What can the wider international community do? Frankly, the American response towards all this has been appalling. While 'understanding the pressures' that Netanyahu's government is under, the Clinton Administration 'wishes' that they didn't build this settlement. However, by vetoing further condemnation of Israel's actions in the UN on the grounds that this is now an 'internal matter', the US has undermined the implementation of international law in the Middle East.
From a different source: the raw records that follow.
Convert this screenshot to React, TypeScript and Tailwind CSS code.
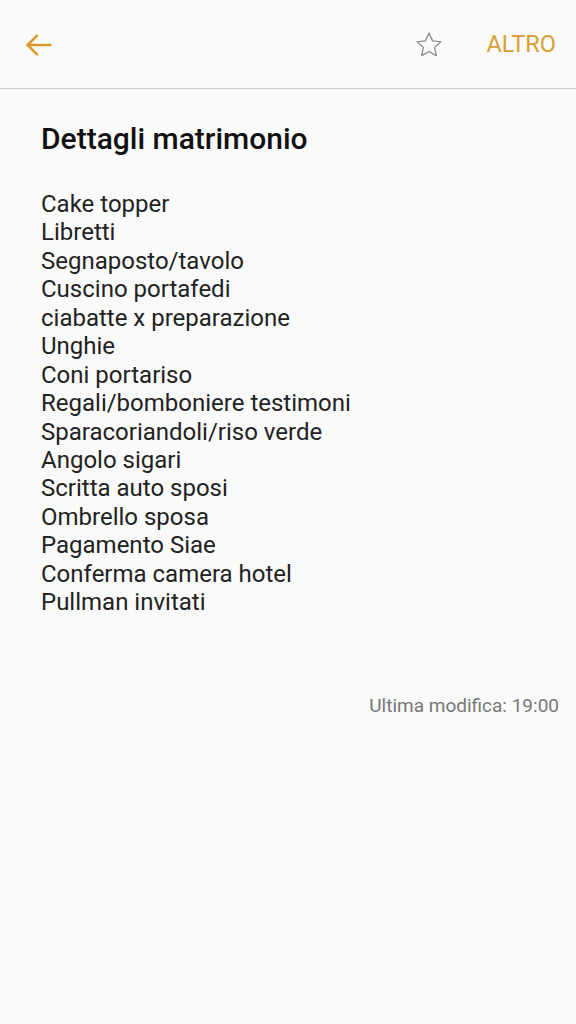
const items = [
  "Cake topper",
  "Libretti",
  "Segnaposto/tavolo",
  "Cuscino portafedi",
  "ciabatte x preparazione",
  "Unghie",
  "Coni portariso",
  "Regali/bomboniere testimoni",
  "Sparacoriandoli/riso verde",
  "Angolo sigari",
  "Scritta auto sposi",
  "Ombrello sposa",
  "Pagamento Siae",
  "Conferma camera hotel",
  "Pullman invitati",
];

export default function App() {
  return (
    <div className="w-[576px] h-[1024px] bg-[#fafafa] font-['Roboto',sans-serif] overflow-hidden">
      {/* Header */}
      <div className="h-[89px] flex items-center justify-between border-b border-[#cfcfcf] pl-[23px] pr-[20px] pt-[2px]">
        <svg width="32" height="32" viewBox="0 0 24 24" fill="none" stroke="#dc9a2c" strokeWidth="1.9" strokeLinecap="round" strokeLinejoin="round">
          <path d="M20.5 12H3.5" />
          <path d="M10.5 5l-7 7 7 7" />
        </svg>
        <div className="flex items-center gap-[42px]">
          <svg width="30" height="30" viewBox="0 0 24 24" fill="none" stroke="#8a8a8a" strokeWidth="1" strokeLinejoin="round">
            <path d="M12 2.5l2.9 6.2 6.6.7-5 4.5 1.4 6.6L12 17.2l-5.9 3.3 1.4-6.6-5-4.5 6.6-.7z" />
          </svg>
          <span className="text-[23.5px] text-[#d99f34]">ALTRO</span>
        </div>
      </div>

      {/* Body */}
      <div className="pl-[41px] pr-[17px] pt-[32px]">
        <h1 className="text-[30px] font-medium text-[#111] leading-[36px]">Dettagli matrimonio</h1>
        <div className="mt-[33px] text-[24px] text-[#222] leading-[28.43px]">
          {items.map((t) => (
            <div key={t}>{t}</div>
          ))}
        </div>
        <div className="mt-[77px] text-right text-[19px] leading-[24px] text-[#777]">Ultima modifica: 19:00</div>
      </div>
    </div>
  );
}
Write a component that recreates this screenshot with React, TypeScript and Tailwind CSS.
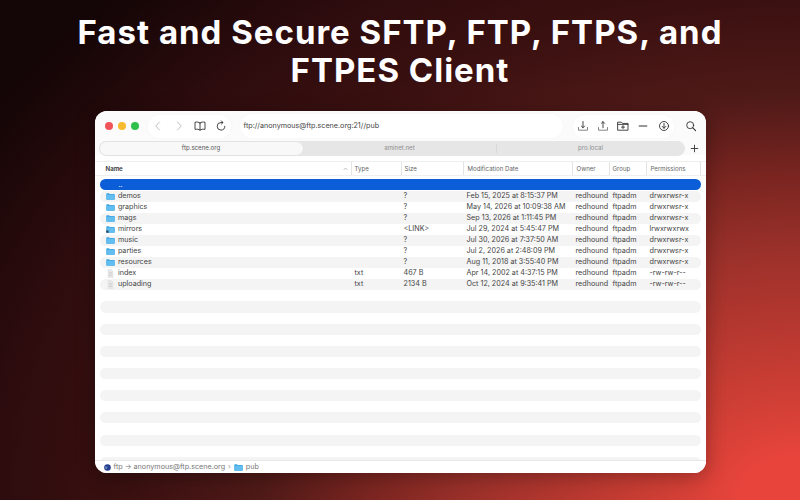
import React from "react";

type Row = {
  name: string;
  kind: "folder" | "link" | "file";
  type?: string;
  size: string;
  date: string;
  perms: string;
};

const rows: Row[] = [
  { name: "demos", kind: "folder", size: "?", date: "Feb 15, 2025 at 8:15:37 PM", perms: "drwxrwsr-x" },
  { name: "graphics", kind: "folder", size: "?", date: "May 14, 2026 at 10:09:38 AM", perms: "drwxrwsr-x" },
  { name: "mags", kind: "folder", size: "?", date: "Sep 13, 2026 at 1:11:45 PM", perms: "drwxrwsr-x" },
  { name: "mirrors", kind: "link", size: "<LINK>", date: "Jul 29, 2024 at 5:45:47 PM", perms: "lrwxrwxrwx" },
  { name: "music", kind: "folder", size: "?", date: "Jul 30, 2026 at 7:37:50 AM", perms: "drwxrwsr-x" },
  { name: "parties", kind: "folder", size: "?", date: "Jul 2, 2026 at 2:48:09 PM", perms: "drwxrwsr-x" },
  { name: "resources", kind: "folder", size: "?", date: "Aug 11, 2018 at 3:55:40 PM", perms: "drwxrwsr-x" },
  { name: "index", kind: "file", type: "txt", size: "467 B", date: "Apr 14, 2002 at 4:37:15 PM", perms: "-rw-rw-r--" },
  { name: "uploading", kind: "file", type: "txt", size: "2134 B", date: "Oct 12, 2024 at 9:35:41 PM", perms: "-rw-rw-r--" },
];

const cols = "grid grid-cols-[252px_50px_62px_109px_37px_37px_1fr]";

const Folder = ({ link }: { link?: boolean }) => (
  <svg width="9" height="7" viewBox="0 0 9 7" className="shrink-0">
    <path d="M.3 1C.3.5.6.2 1 .2h2l.7.7H8c.5 0 .8.3.8.8v4.3c0 .5-.3.8-.8.8H1c-.4 0-.7-.3-.7-.8z" fill="#3fa4e0" />
    <path d="M.3 1.8h8.5v3.9c0 .6-.3.9-.8.9H1c-.4 0-.7-.3-.7-.9z" fill="#62bdf0" />
    {link && <path d="M.3 4.6h2.2v2.2H.3z" fill="#24405c" />}
  </svg>
);

const FileIcon = () => (
  <svg width="9" height="9" viewBox="0 0 9 9" className="shrink-0">
    <path d="M2 .4h3.2l1.8 1.8v6.4H2z" fill="#e8e8e8" stroke="#d6d6d6" strokeWidth=".4" />
    <path d="M3 3.5h3M3 5h3M3 6.5h3" stroke="#c4c4c4" strokeWidth=".5" />
  </svg>
);

const Btn = ({ children }: { children: React.ReactNode }) => (
  <svg width="12" height="12" viewBox="0 0 12 12" fill="none" stroke="#333" strokeWidth="0.9" strokeLinecap="round" strokeLinejoin="round" className="shrink-0">
    {children}
  </svg>
);

const HeaderCell = ({ children, first, wide }: { children: React.ReactNode; first?: boolean; wide?: boolean }) => (
  <div className={`flex h-[13px] items-center border-r border-[#e4e4e4] ${first ? "justify-between pl-[6px] pr-[3px]" : wide ? "pl-[4px]" : "pl-[3px]"}`}>
    {children}
  </div>
);

export default function App() {
  return (
    <div className="flex h-[500px] w-[800px] flex-col items-center overflow-hidden bg-[radial-gradient(960px_720px_at_100%_100%,#e8443c_0%,#e8443c_6%,#d03f35_14%,#9a302a_35%,#7a2520_45%,#4f1a18_56%,#3a1010_70%,#2e0c0e_83%,#140506_100%)] font-['Inter',sans-serif]">
      <h1 className="mt-[13px] w-full text-center text-[33px] leading-[38px] font-bold tracking-[1px] text-white">
        Fast and Secure SFTP, FTP, FTPS, and
        <br />
        FTPES Client
      </h1>

      <div className="mt-[22px] flex h-[362px] w-[611px] flex-col overflow-hidden rounded-[12px] bg-white text-[7.2px] text-[#444] shadow-[0_4px_20px_rgba(0,0,0,0.3)]">
        {/* toolbar */}
        <div className="flex h-[30px] shrink-0 items-center bg-[#fbfbfb] pl-[10px] pr-[9px]">
          <div className="flex gap-[5px]">
            <span className="h-[8px] w-[8px] rounded-full bg-[#f0535a]" />
            <span className="h-[8px] w-[8px] rounded-full bg-[#f6bb2e]" />
            <span className="h-[8px] w-[8px] rounded-full bg-[#2fc14b]" />
          </div>
          <div className="ml-[9px] flex h-[23px] items-center gap-[9px] rounded-full bg-white px-[4px] shadow-[0_0_3px_rgba(0,0,0,0.03)]">
            <Btn><path d="M7.5 2 3.8 6l3.7 4" stroke="#b9b9b9" /></Btn>
            <Btn><path d="M4.5 2 8.2 6l-3.7 4" stroke="#b9b9b9" /></Btn>
            <Btn><path d="M6 3C5 2 3 1.8 1 2.2v7.2c2-.4 4-.2 5 .8 1-1 3-1.2 5-.8V2.2C9 1.8 7 2 6 3zM6 3v7.2" /></Btn>
            <Btn><path d="M9.8 6.3A3.8 3.8 0 1 1 6 2.5h1.6M6.4.9 8 2.5 6.4 4.1" /></Btn>
          </div>
          <div className="ml-[9px] flex h-[24px] w-[323px] items-center rounded-full bg-white pl-[4px] text-[7.2px] text-[#444] shadow-[0_0_3px_rgba(0,0,0,0.03)]">
            ftp://anonymous@ftp.scene.org:21//pub
          </div>
          <div className="ml-auto flex items-center">
            <div className="flex h-[23px] items-center gap-[8.2px] rounded-full bg-white px-[4px] shadow-[0_0_3px_rgba(0,0,0,0.03)]">
              <Btn><path d="M6 1.5v6.2M4.4 6.1 6 7.7l1.6-1.6" /><path d="M1.5 7.5v2.7h9V7.5" stroke="#777" /></Btn>
              <Btn><path d="M6 7.7V1.7M4.4 3.3 6 1.7l1.6 1.6" /><path d="M1.5 7.5v2.7h9V7.5" stroke="#777" /></Btn>
              <Btn><path d="M1 2.2h3.4l1 1.2H11v6.8H1zM1 4.4h10M6 5.6v3M4.5 7.1h3" /></Btn>
              <Btn><path d="M2.2 6h7.6" strokeWidth="1.1" /></Btn>
              <Btn><circle cx="6" cy="6" r="4.5" /><path d="M6 3.4v5M4.2 6.4 6 8.2l1.8-1.8" /></Btn>
            </div>
            <div className="ml-[11px]">
              <Btn><circle cx="5.2" cy="5.2" r="3.5" /><path d="m7.8 7.8 2.8 2.8" strokeWidth="1.1" /></Btn>
            </div>
          </div>
        </div>

        {/* tabs */}
        <div className="flex h-[14px] shrink-0 items-center bg-[#fbfbfb] pl-[4px] pr-[7px] text-[6.1px]">
          <div className="flex h-[15px] w-[586px] items-center rounded-full bg-[#e6e6e6] text-[#8d8d8d]">
            <div className="flex h-full w-[205px] items-center justify-center rounded-full border border-[#e2e2e2] bg-[#f8f8f8] text-[#555]">ftp.scene.org</div>
            <div className="flex h-[9px] w-[193px] items-center justify-center border-r border-[#d9d9d9]">aminet.net</div>
            <div className="flex flex-1 items-center justify-center">pro.local</div>
          </div>
          <svg width="9" height="9" viewBox="0 0 9 9" className="ml-auto" stroke="#333" strokeWidth="0.9" strokeLinecap="round">
            <path d="M4.5 1.2v6.6M1.2 4.5h6.6" />
          </svg>
        </div>

        {/* column header */}
        <div className={`${cols} mt-[6px] h-[15px] shrink-0 items-center border-y border-[#efefef] px-[5px] text-[6.1px] text-[#666]`}>
          <HeaderCell first>
            <span className="font-semibold text-[#333]">Name</span>
            <svg width="5" height="4" viewBox="0 0 5 4" fill="none" stroke="#999" strokeWidth="0.6"><path d="m.6 3 1.9-2 1.9 2" /></svg>
          </HeaderCell>
          <HeaderCell>Type</HeaderCell>
          <HeaderCell>Size</HeaderCell>
          <HeaderCell wide>Modification Date</HeaderCell>
          <HeaderCell wide>Owner</HeaderCell>
          <HeaderCell>Group</HeaderCell>
          <HeaderCell wide>Permissions</HeaderCell>
        </div>

        {/* rows */}
        <div className="mt-[3px] flex min-h-0 flex-1 flex-col overflow-hidden px-[5px]">
          <div className="mb-[0.5px] flex h-[11px] shrink-0 items-center rounded-full bg-[#0b5ed7] pl-[19px] leading-none text-white">
            ..
          </div>
          {rows.map((r, i) => (
            <div key={r.name} className={`${cols} h-[11.1px] shrink-0 items-center rounded-full ${i % 2 === 0 ? "bg-[#f4f4f4]" : ""}`}>
              <div className="flex items-center gap-[3.4px] pl-[6px]">
                {r.kind === "file" ? <FileIcon /> : <Folder link={r.kind === "link"} />}
                <span>{r.name}</span>
              </div>
              <div className="pl-[3px]">{r.type}</div>
              <div className="pl-[2px]">{r.size}</div>
              <div className="whitespace-nowrap pl-[3px]">{r.date}</div>
              <div className="pl-[3px]">redhound</div>
              <div className="pl-[3px]">ftpadm</div>
              <div className="pl-[3px]">{r.perms}</div>
            </div>
          ))}
          {Array.from({ length: 8 }).map((_, i) => (
            <div key={i} className="mt-[11.1px] h-[11.1px] shrink-0 rounded-full bg-[#f4f4f4]" />
          ))}
        </div>

        {/* status bar */}
        <div className="flex h-[13px] shrink-0 items-center gap-[3px] border-t border-[#e8e8e8] bg-white pl-[9px] text-[#777]">
          <svg width="7" height="7" viewBox="0 0 7 7"><circle cx="3.5" cy="3.5" r="3.3" fill="#24408e" /><path d="M1 2.5h2.5L3 5 1.5 5z" fill="#6d83c4" /></svg>
          <span>ftp -&gt; anonymous@ftp.scene.org</span>
          <span className="text-[#999]">›</span>
          <Folder />
          <span>pub</span>
        </div>
      </div>
    </div>
  );
}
It is ironic that it can support Israel annually with more than $3 billion, spearhead continuing sanctions against Iraq, and lead the boycott of former Yugoslavia for its own policy of ethnic cleansing, yet on this issue, apparently it cannot do any more than make a wish.
LAW, the Palestinian Society for the Protection of Human Rights and the Environment, has urged for a practical campaign, demanding that the US government, the European Union and other foreign aid donors to Israel deduct directly from foreign aid money $100,000 for each new unit constructed in a settlement, and $1,000,000 for each house demolished in the West Bank resulting in the forced homelessness of Palestinian families. Were this to be implemented, Israel might be brought to realise that genuine hope for a real and lasting peace can only be based on justice for all.
In the words of Canon Naim Ateek: 'Peace cannot be built on confiscated land'.